Anyhow, I am dithering from the premise of this short piece. The invisible hand of history partitioned the two communities so they could live in peace and practice their individual religions without any fear or worry. At the same time, it was not practically possible for India to be completely devoid of Muslims as it was for Pakistan to be completely devoid of Hindus.
After the establishment of these two sovereign nations, it behooves the religious majority now to show a sparkling of empathy for the religious minority, because now the religious minority can hardly influence the cultural, religious, or political discourse.
Suppression only happens when a political or religious majority thinks and feels rightly or wrongly that a political or religious minority is exercising undue influence or has exercised undue influence in the past. This partly explains the Nazi suppression of the Jews, and in a larger measure, the riots and killings of Muslims after the demolition of the Babri Masjid in 1993 and the Gujrat massacre. The problem is that the domination of Muslims in the subcontinent for a thousand years before the British entered the fray and the unverified claim of the destruction of 60,000 temples looms large in the collective Hindu conscious.
There is no justification for it but historically and politically, it is understandable if, under the guise of Hindutva, India demonstrates barbarity towards the teeming masses of Muslims who, despite being a minority, still number in the hundreds of millions. But there is no historical and political justification for the state of Pakistan to deny the right to its Hindu minority to build a simple temple, because there is no precedence of Hindus ever being a culturally or religiously coercive minority in modern day Pakistan.
If the Hindu Panchayat has secured rights to the site of the purported Shri Kirshna Mandir and the Prime Minister himself issued directives for Rs 100 million to be allocated for the construction of this Mandir, why is a political furor being created over this and why has the Capital Development Authority (CDA) stopped the construction of the boundary wall?

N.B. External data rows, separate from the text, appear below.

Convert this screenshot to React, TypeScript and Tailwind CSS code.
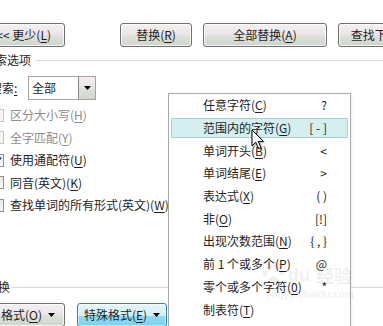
import React from "react";

function Acc({ text }: { text: string }) {
  const m = text.match(/^(.*\()(.)(\).*)$/);
  if (!m) return <>{text}</>;
  return (
    <>
      {m[1]}
      <span className="underline underline-offset-[2px]">{m[2]}</span>
      {m[3]}
    </>
  );
}

function Btn({
  className = "",
  active = false,
  children,
}: {
  className?: string;
  active?: boolean;
  children: React.ReactNode;
}) {
  return (
    <div
      className={`shrink-0 h-[24px] rounded-[3px] border flex items-center whitespace-nowrap ${
        active
          ? "border-[#3c7fb1] bg-[linear-gradient(to_bottom,#e4f5f8_0%,#d4eff3_52%,#92d9f3_56%,#7ad2f3_100%)] shadow-[inset_0_0_0_1px_rgba(255,255,255,0.5)]"
          : "border-[#707070] bg-[linear-gradient(to_bottom,#f4eff1_0%,#ece5e7_48%,#dde2da_52%,#cfd5cc_100%)] shadow-[inset_0_0_0_1px_rgba(255,255,255,0.75)]"
      } ${className}`}
    >
      {children}
    </div>
  );
}

function Check({
  label,
  checked = false,
  disabled = false,
}: {
  label: string;
  checked?: boolean;
  disabled?: boolean;
}) {
  return (
    <div className="flex items-center h-[22.5px] -ml-[9px]">
      <div
        className={`shrink-0 w-[13px] h-[13px] border flex items-center justify-center ${
          disabled
            ? "border-[#c4c4c4] bg-[#f4f4f4]"
            : "border-[#8e8f8f] bg-[linear-gradient(135deg,#dcdcdc,#fbfbfb)]"
        }`}
      >
        {checked && (
          <svg width="9" height="9" viewBox="0 0 9 9">
            <path d="M1 4.5 L3.5 7 L8 1.5" fill="none" stroke="#1e3a6e" strokeWidth="1.8" />
          </svg>
        )}
      </div>
      <span className={`ml-[6px] whitespace-nowrap ${disabled ? "text-[#8c8c8c]" : "text-[#1e1e1e]"}`}>
        <Acc text={label} />
      </span>
    </div>
  );
}

const items: [string, string][] = [
  ["任意字符(C)", "?"],
  ["范围内的字符(G)", "[ - ]"],
  ["单词开头(B)", "<"],
  ["单词结尾(E)", ">"],
  ["表达式(X)", "( )"],
  ["非(O)", "[!]"],
  ["出现次数范围(N)", "{ , }"],
  ["前 1 个或多个(P)", "@"],
  ["零个或多个字符(0)", "*"],
  ["制表符(T)", ""],
];

function Arrow() {
  return (
    <svg width="7" height="4" viewBox="0 0 7 4">
      <path d="M0 0 L7 0 L3.5 4 Z" fill="#000" />
    </svg>
  );
}

export default function App() {
  return (
    <div className="relative w-[383px] h-[326px] overflow-hidden bg-white text-[12px] leading-none text-[#1e1e1e] font-['Noto_Sans_CJK_SC','Microsoft_YaHei',sans-serif]">
      <div className="flex flex-col pt-[23px]">
        {/* top buttons */}
        <div className="flex -ml-[16px]">
          <Btn className="w-[81px] justify-end pr-[13px]">
            <span>
              &lt;&lt; 更少(<span className="underline underline-offset-[2px]">L</span>)
            </span>
          </Btn>
          <Btn className="w-[72px] ml-[55px] justify-center">
            <Acc text="替换(R)" />
          </Btn>
          <Btn className="w-[124px] ml-[11px] justify-center">
            <Acc text="全部替换(A)" />
          </Btn>
          <Btn className="w-[100px] ml-[11px] justify-center">
            <Acc text="查找下一处(F)" />
          </Btn>
        </div>

        {/* search options header */}
        <div className="flex items-center h-[16px] mt-[5px] -ml-[17px]">
          <span className="whitespace-nowrap">搜索选项</span>
          <div className="flex-1 h-px bg-[#d5d5dc] ml-[5px]" />
        </div>

        {/* search select */}
        <div className="flex items-center mt-[8px] -ml-[10px]">
          <span className="w-[38px] shrink-0 whitespace-nowrap">
            搜索<span className="underline underline-offset-[2px]">:</span>
          </span>
          <div className="flex h-[24px] w-[68px] border border-[#a3a3a3] bg-white">
            <div className="flex-1 flex items-center pl-[3px]">全部</div>
            <div className="w-[17px] h-full border-l border-[#8a8a8a] bg-[linear-gradient(to_bottom,#f4eef0_0%,#ebe4e6_48%,#dde2da_52%,#d0d6cd_100%)] flex items-center justify-center">
              <Arrow />
            </div>
          </div>
        </div>

        {/* checkboxes */}
        <div className="flex flex-col mt-[3.75px]">
          <Check label="区分大小写(H)" disabled />
          <Check label="全字匹配(Y)" disabled />
          <Check label="使用通配符(U)" checked />
          <Check label="同音(英文)(K)" />
          <Check label="查找单词的所有形式(英文)(W)" />
        </div>

        {/* replace header */}
        <div className="flex items-center h-[16px] mt-[62.75px] -ml-[14px]">
          <span className="whitespace-nowrap">替换</span>
          <div className="flex-1 h-px bg-[#d5d5dc] ml-[2px]" />
        </div>

        {/* bottom buttons */}
        <div className="flex mt-[8px] -ml-[15px]">
          <Btn className="w-[80px] justify-end pr-[9px]">
            <span className="flex items-center gap-[6px]">
              <span>
                <Acc text="格式(O)" />
              </span>
              <Arrow />
            </span>
          </Btn>
          <Btn className="w-[90px] ml-[12px] justify-center" active>
            <span className="flex items-center gap-[6px]">
              <span>
                <Acc text="特殊格式(E)" />
              </span>
              <Arrow />
            </span>
          </Btn>
        </div>
      </div>

      {/* popup menu */}
      <div className="absolute left-[168px] top-[93px] w-[183px] h-[260px] border border-[#a8a8a8] bg-white flex flex-col shadow-[1px_1px_2px_rgba(0,0,0,0.08)]">
        {items.map(([label, sc], i) => (
          <div key={label} className="h-[22.7px] shrink-0 px-[2px] py-[1px]">
            <div
              className={`h-full flex items-center justify-between pl-[31px] pr-[20px] border ${
                i === 1 ? "bg-[#d5eff1] border-[#a6d3d9]" : "border-transparent"
              }`}
            >
              <span className="whitespace-nowrap">
                <Acc text={label} />
              </span>
              <span className="whitespace-pre">{sc}</span>
            </div>
          </div>
        ))}
      </div>

      {/* watermark */}
      <div className="absolute left-[262px] top-[262px] pointer-events-none select-none flex flex-col items-start text-[#000] opacity-[0.06]">
        <div className="flex items-end gap-[2px]">
          <svg width="24" height="22" viewBox="0 0 24 22">
            <ellipse cx="7" cy="5" rx="3" ry="4" fill="#000" />
            <ellipse cx="15" cy="4" rx="3" ry="4" fill="#000" />
            <ellipse cx="3" cy="11" rx="2.5" ry="3" fill="#000" />
            <ellipse cx="20" cy="10" rx="2.5" ry="3" fill="#000" />
            <path d="M5 20 Q11 8 18 20 Z" fill="#000" />
          </svg>
          <span className="text-[18px] font-bold leading-none font-['Liberation_Sans',sans-serif]">du</span>
          <span className="text-[18px] font-bold leading-none ml-[4px]">经验</span>
        </div>
        <span className="mt-[6px] ml-[4px] text-[10px] font-bold font-['Liberation_Sans',sans-serif]">jingyan.baidu.com</span>
      </div>

      {/* mouse cursor */}
      <svg
        className="absolute left-[251px] top-[129px] drop-shadow-[1px_1px_1px_rgba(0,0,0,0.35)]"
        width="14"
        height="21"
        viewBox="0 0 14 21"
      >
        <path
          d="M1 1 L1 17 L4.8 13.3 L7.6 19.6 L10 18.6 L7.2 12.4 L12.4 12.4 Z"
          fill="#fff"
          stroke="#000"
          strokeWidth="1"
          strokeLinejoin="miter"
        />
      </svg>
    </div>
  );
}
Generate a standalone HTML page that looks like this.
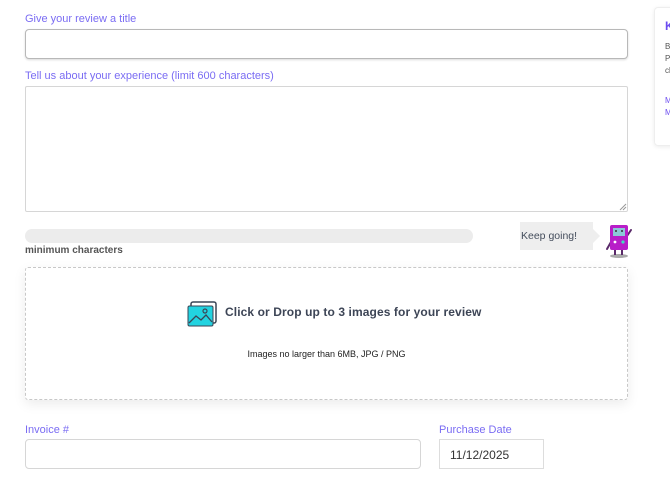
<!DOCTYPE html>
<html><head><style>
*{box-sizing:border-box;margin:0;padding:0}
body{width:670px;height:479px;background:#fff;font-family:"Liberation Sans",sans-serif;position:relative;overflow:hidden}
.a{position:absolute}
.lbl{color:#7a6cf3;font-size:11px}
.inp{border:1px solid #d6d6d6;border-radius:4px;background:#fff}
</style></head><body>
<div class="a lbl" style="left:25px;top:13px">Give your review a title</div>
<div class="a inp" style="left:25px;top:29px;width:603px;height:30px;border:1px solid #b8b8b8;box-shadow:0 1px 2px rgba(0,0,0,.15)"></div>
<div class="a lbl" style="left:25px;top:70px">Tell us about your experience (limit 600 characters)</div>
<div class="a inp" style="left:25px;top:86px;width:603px;height:126px;border-radius:2px"></div>
<svg class="a" style="left:619px;top:203px" width="8" height="8"><path d="M7 1L1 7M7 4L4 7" stroke="#999" stroke-width="1"/></svg>
<div class="a" style="left:25px;top:229px;width:448px;height:14px;background:#ececec;border-radius:7px"></div>
<div class="a" style="left:25px;top:245px;font-size:10px;font-weight:bold;color:#555">minimum characters</div>
<div class="a" style="left:520px;top:222px;width:73px;height:28px;background:#eeeeee;font-size:10.5px;color:#444d5c;line-height:28px;padding-left:1px">Keep going!</div>
<div class="a" style="left:593px;top:229px;width:0;height:0;border-top:7px solid transparent;border-bottom:7px solid transparent;border-left:7px solid #eee"></div>
<svg class="a" style="left:603px;top:222px" width="32" height="38" viewBox="0 0 32 38">
<ellipse cx="16" cy="34" rx="9" ry="2" fill="#aaa"/>
<path d="M8 20L4 27M24 14L28 8" stroke="#5a2a6a" stroke-width="2" stroke-linecap="round"/>
<path d="M12 27v6M19 27v6" stroke="#5a2a6a" stroke-width="2"/>
<rect x="7" y="3" width="18" height="25" rx="2" fill="#b81ec8"/>
<rect x="10" y="6" width="12" height="8" fill="#8cc8d8"/>
<circle cx="13" cy="9" r="1" fill="#333"/><circle cx="19" cy="9" r="1" fill="#333"/>
<circle cx="20" cy="20" r="1.6" fill="#3ee0c0"/><circle cx="12" cy="20" r="1.4" fill="#fff"/>
</svg>
<div class="a" style="left:25px;top:267px;width:603px;height:133px;border:1px dashed #c8c8c8;border-radius:3px;box-shadow:0 4px 12px rgba(0,0,0,.08)"></div>
<svg class="a" style="left:187px;top:301px" width="30" height="26" viewBox="0 0 30 26">
<rect x="4" y="1" width="25" height="21" rx="2" fill="none" stroke="#3a4656" stroke-width="1.5"/>
<rect x="1" y="5" width="25" height="20" rx="1.5" fill="#22d3e0" stroke="#3a4656" stroke-width="1"/>
<path d="M2 22L9 15L14 19L19 14L25 21" fill="none" stroke="#3a4656" stroke-width="1.3"/>
<circle cx="18" cy="10" r="2" fill="none" stroke="#3a4656" stroke-width="1.2"/>
</svg>
<div class="a" style="left:225px;top:305px;font-size:12px;font-weight:bold;color:#3d4556;letter-spacing:0.1px">Click or Drop up to 3 images for your review</div>
<div class="a" style="left:0;width:653px;text-align:center;top:349px;font-size:9px;color:#222">Images no larger than 6MB, JPG / PNG</div>
<div class="a lbl" style="left:25px;top:424px">Invoice #</div>
<div class="a inp" style="left:25px;top:439px;width:396px;height:30px"></div>
<div class="a lbl" style="left:439px;top:424px">Purchase Date</div>
<div class="a" style="left:439px;top:439px;width:105px;height:30px;border:1px solid #ddd;font-size:12px;color:#333;line-height:30px;padding-left:10px">11/12/2025</div>
<div class="a" style="left:654px;top:7px;width:30px;height:139px;border:1px solid #eee;border-radius:4px;box-shadow:0 1px 4px rgba(0,0,0,.08);padding-left:10px;font-size:8px;color:#555">
<div style="color:#6c4cf0;font-weight:bold;font-size:12px;margin-top:11px">K</div>
<div style="margin-top:8px;line-height:12px">B<br>P<br>cl</div>
<div style="color:#6c4cf0;margin-top:18px;line-height:12px">M<br>M</div>
</div>
</body></html>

While Imran portrays himself to be a born-again Muslim, under that pretense of Islam, there is that die-hard liberal who believes in the equality of all men and tolerance for all religions. Imran picked Atif Mian as economic advisor solely based on merit. However, he was asked to resign from the Economic Advisory Council because of political compulsions. In an interview with TRT, our Prime Minister quipped that one has to choose one’s fights, meaning that he cannot take on the politico-religious lobby head on when he has to resolve our multifarious economic and political challenges and, that too, when he is batting on a very sticky wicket – by which I mean the PTI has a very thin parliamentary majority.
Granted that as mere writers or readers, we cannot even imagine the magnitude of problems the erstwhile Kaptaan faces daily. Asking him to also sort out the religious extremism prevalent in our society is asking for the impossible. Great leaders, however, always face stark choices and it is their decisions at times like these that set a precedence. No matter how unpopular his decision was, if Musharraf had not ordered a direct attack on the Lal Masjid, mosques in neighbourhoods across Pakistan would have gained courage from the Abdul Aziz’s exhibit of force and would have similarly begun to exercise their own version of the Shari’a in their localities.
Musharraf’s rare decision aside, Pakistan is not intolerant today because our “awam” is “jahil”, rather it is so because of the temerity of our leaders in front of the religious lobby, who kowtow to their every whim, whether it be Bhutto declaring Ahmedis non-Muslims in 1974 or something as trivial as our present dispensation unable to close down mosques in Ramzan during the coronavirus scare. Our separation from Bangladesh, instead of making us embrace our ethnic differences, made the civil-mil establishment yearn even more for an Islamic ideology and gave room to the otherwise looked down upon Mullah to dictate the political discourse to us.
Musharraf tried but failed. Imran Khan should pick up the baton and put this car in reverse because the more ground he yields to the religious lobby in the name of political meandering, the harder it would be in the future for him to control the onslaught of their interference in other matters of the state's affairs.
The Prime Minster nowadays gives a lot of historical references. This makes one think that he has seriously begun to think about his political legacy. If he thinks that he would propel Pakistan to new vistas by eradicating the menace of corruption, he should think again. It is not corruption that has shattered the fabric of Pakistani society in the last 30-40 years, rather it is a virulent ideology of hate propagated in the name of Islam. If Imran can demonstrate the courage to confront this issue, he would be doing a service to our future generations. The one act history would remember so far of his prime ministership is the establishment of the Kartarpur corridor. Hence, if Imran takes this mantle even further and presses for the construction of the temple despite stringent opposition, he would be creating a stronger and a more memorable political legacy for himself, while at the same time demonstrating to the world how we enshrine the virtues of religious tolerance and pluralism in our country while our neighboring country still subjugates her Muslims in the name of religion and history.